Richard Paul Scott (born 29 September 1974) is an English professional footballer who made more than 200 appearances in the Football League playing for Birmingham City, Shrewsbury Town and Peterborough United. He played as a defender or midfielder.

Career
Scott joined Birmingham City as a YTS trainee in 1991, and turned professional in May 1993. He made his debut in the Second Division (third tier) on 6 April 1993 in a 1–1 draw at home to Derby County. He played six league games during the 1993–94 season, five the season after, plus seven in cup competitions, but was released in March 1995 and joined Shrewsbury Town. He spent three full seasons with the club, playing 105 league games in Divisions Two and Three, then signed for Peterborough United. In the 1999–2000 season, he helped the club to promotion from the Third Division via the play-offs.

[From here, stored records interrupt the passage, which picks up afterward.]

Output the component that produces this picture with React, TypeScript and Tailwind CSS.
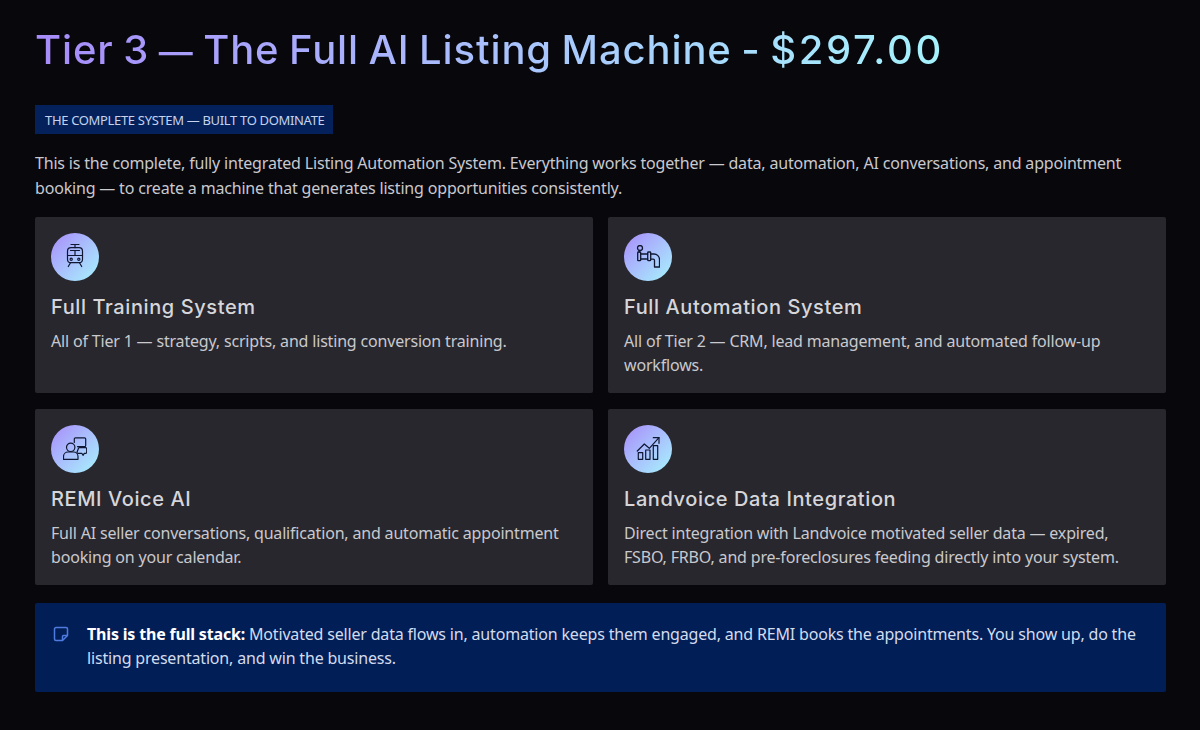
import React from "react";

const ICON_STROKE = "#0f1733";

const TrainIcon = () => (
  <svg viewBox="0 0 24 24" className="w-[24px] h-[24px] overflow-visible" fill="none" stroke={ICON_STROKE} strokeWidth={1.2} strokeLinecap="round" strokeLinejoin="round">
    <path d="M8 -0.5h8M12 -0.5v3.200" />
    <rect x="4.500" y="2.700" width="15" height="15" rx="3.500" />
    <path d="M4.500 10.500h15M7.500 5.500h9M12 5.500v5" />
    <circle cx="8.200" cy="14.200" r="1.100" />
    <circle cx="15.800" cy="14.200" r="1.100" />
    <path d="M7.500 17.700 5.300 21.500M16.500 17.700l2.200 3.800" />
  </svg>
);

const PipeIcon = () => (
  <svg viewBox="0 0 24 24" className="w-[24px] h-[24px]" fill="none" stroke={ICON_STROKE} strokeWidth={1.3} strokeLinecap="round" strokeLinejoin="round">
    <circle cx="4" cy="3" r="2.500" />
    <path d="M3.200 5.500v1.500" />
    <rect x="1.700" y="7" width="3" height="8.700" rx="0.800" />
    <path d="M4.700 9h7M4.700 14h7" />
    <rect x="11.700" y="7" width="3" height="8.700" rx="0.800" />
    <path d="M14.700 9H18a5.500 5.500 0 0 1 5.500 5.500V22h-5v-6.500a1.300 1.300 0 0 0-1.300-1.300h-2.500" />
  </svg>
);

const VoiceIcon = () => (
  <svg viewBox="0 0 24 24" className="w-[24px] h-[24px]" fill="none" stroke={ICON_STROKE} strokeWidth={1.2} strokeLinecap="round" strokeLinejoin="round">
    <circle cx="7.700" cy="10.300" r="4.200" />
    <path d="M0.500 22.300v-2.800a4.500 4.500 0 0 1 4.500-4.500h5.500a4.500 4.500 0 0 1 4.500 4.500v2.800z" />
    <path d="M11.300 5.500V2a1.200 1.200 0 0 1 1.200-1.200h9a1.200 1.200 0 0 1 1.200 1.200v6.500a1.200 1.200 0 0 1-1.200 1.200h-7" />
    <path d="M15.300 11.800a1.100 1.100 0 0 1 1.100-1.100h6.200a1.100 1.100 0 0 1 1.100 1.100v3.400a1.100 1.100 0 0 1-1.100 1.100h-1.300l-1.300 2-1.200-2h-3.700a1.100 1.100 0 0 1-1.100-1.100z" />
  </svg>
);

const ChartIcon = () => (
  <svg viewBox="0 0 24 24" className="w-[24px] h-[24px]" fill="none" stroke={ICON_STROKE} strokeWidth={1.2} strokeLinecap="round" strokeLinejoin="round">
    <path d="M1.300 14 8.300 7l5 4.300L23 0.700" />
    <path d="M17.300 0.700H23V6.300" />
    <rect x="2.300" y="15.700" width="4.400" height="6.600" />
    <rect x="9.700" y="13" width="4.300" height="9.300" />
    <rect x="17.300" y="8.700" width="4.400" height="13.600" />
  </svg>
);

const NoteIcon = () => (
  <svg viewBox="0 0 16 16" className="w-[16px] h-[16px]" fill="none" stroke="#4f7be0" strokeWidth={1.500} strokeLinejoin="round">
    <path d="M3 1.500h10a1.500 1.500 0 0 1 1.500 1.500v6.500l-5 5H3A1.500 1.500 0 0 1 1.500 13V3A1.500 1.500 0 0 1 3 1.500z" />
    <path d="M14.500 9.500h-4a1 1 0 0 0-1 1v4" />
  </svg>
);

const CARDS = [
  { icon: <TrainIcon />, title: "Full Training System", body: "All of Tier 1 — strategy, scripts, and listing conversion training." },
  { icon: <PipeIcon />, title: "Full Automation System", body: "All of Tier 2 — CRM, lead management, and automated follow-up workflows." },
  { icon: <VoiceIcon />, title: "REMI Voice AI", body: "Full AI seller conversations, qualification, and automatic appointment booking on your calendar." },
  { icon: <ChartIcon />, title: "Landvoice Data Integration", body: "Direct integration with Landvoice motivated seller data — expired, FSBO, FRBO, and pre-foreclosures feeding directly into your system." },
];

export default function App() {
  return (
    <div className="w-[1200px] h-[730px] overflow-hidden bg-[#07070c] pl-[35px] pr-[34px] pt-[24px] font-['Noto_Sans',sans-serif] text-[16px] leading-[24.8px] tracking-[-0.18px] text-[#c9c9ce]">
      <h1 className="w-fit font-['Inter',sans-serif] text-[40px] leading-[52px] tracking-[0.88px] [word-spacing:-2px] font-medium bg-gradient-to-r from-[#a78bfa] to-[#a5f3fc] bg-clip-text text-transparent">
        Tier 3 <span className="text-[34px]">—</span> The Full AI Listing Machine - <span className="tracking-[2.6px]">$297.00</span>
      </h1>

      <div className="mt-[27px] w-[298px] h-[29px] px-[10px] flex items-center bg-[#04215c] text-[13px] leading-[20px] tracking-[-0.33px] text-[#c5d3ee] whitespace-nowrap">
        THE COMPLETE SYSTEM — BUILT TO DOMINATE
      </div>

      <p className="mt-[17px]">
        This is the complete, fully integrated Listing Automation System. Everything works together — data, automation, AI conversations, and appointment booking — to create a machine that generates listing opportunities consistently.
      </p>

      <div className="mt-[16px] grid grid-cols-2 gap-x-[15px] gap-y-[16px]">
        {CARDS.map((card) => (
          <div key={card.title} className="h-[176px] bg-[#28272d] rounded-[2px] p-[16px]">
            <div className="w-[48px] h-[48px] rounded-full bg-gradient-to-br from-[#a78bfa] to-[#a5f3fc] flex items-center justify-center">
              {card.icon}
            </div>
            <h3 className="mt-[11px] font-['Inter',sans-serif] text-[20px] leading-[30px] tracking-[0.6px] font-medium text-[#d6d6da]">{card.title}</h3>
            <p className="mt-[7px]">{card.body}</p>
          </div>
        ))}
      </div>

      <div className="mt-[18px] h-[89px] bg-[#021e57] rounded-[2px] flex gap-[18px] pl-[18px] pr-[20px] pt-[19px] text-[#d3dcee]">
        <div className="pt-[4px] flex-shrink-0"><NoteIcon /></div>
        <p><strong className="font-bold text-white">This is the full stack:</strong> Motivated seller data flows in, automation keeps them engaged, and REMI books the appointments. You show up, do the listing presentation, and win the business.</p>
      </div>
    </div>
  );
}
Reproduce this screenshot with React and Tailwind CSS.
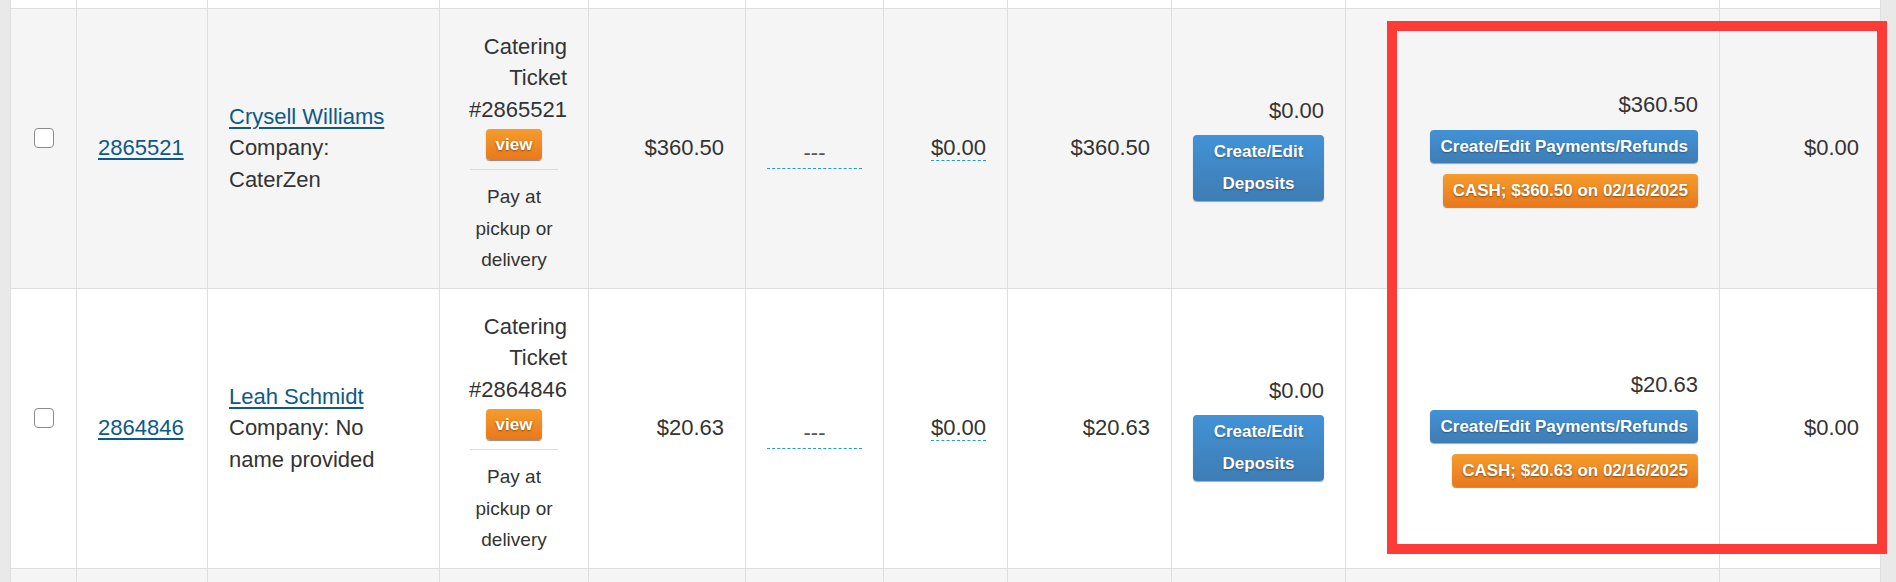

At the end of the next season, Scott rejected the offer of a new contract and left the club on a free transfer under the Bosman ruling. After 18 months in non-league football with Telford United and Stevenage Borough, Scott rejoined Peterborough for another 18 months before returning to non-league football for good. He spent a second spell at Stevenage, then played for Cambridge City, Moor Green (initially on loan), Bromsgrove Rovers, Corby Town, Rugby Town, where he acted as player-assistant manager, and Spalding United.

Scott was appointed player-manager of Spalding United in November 2009.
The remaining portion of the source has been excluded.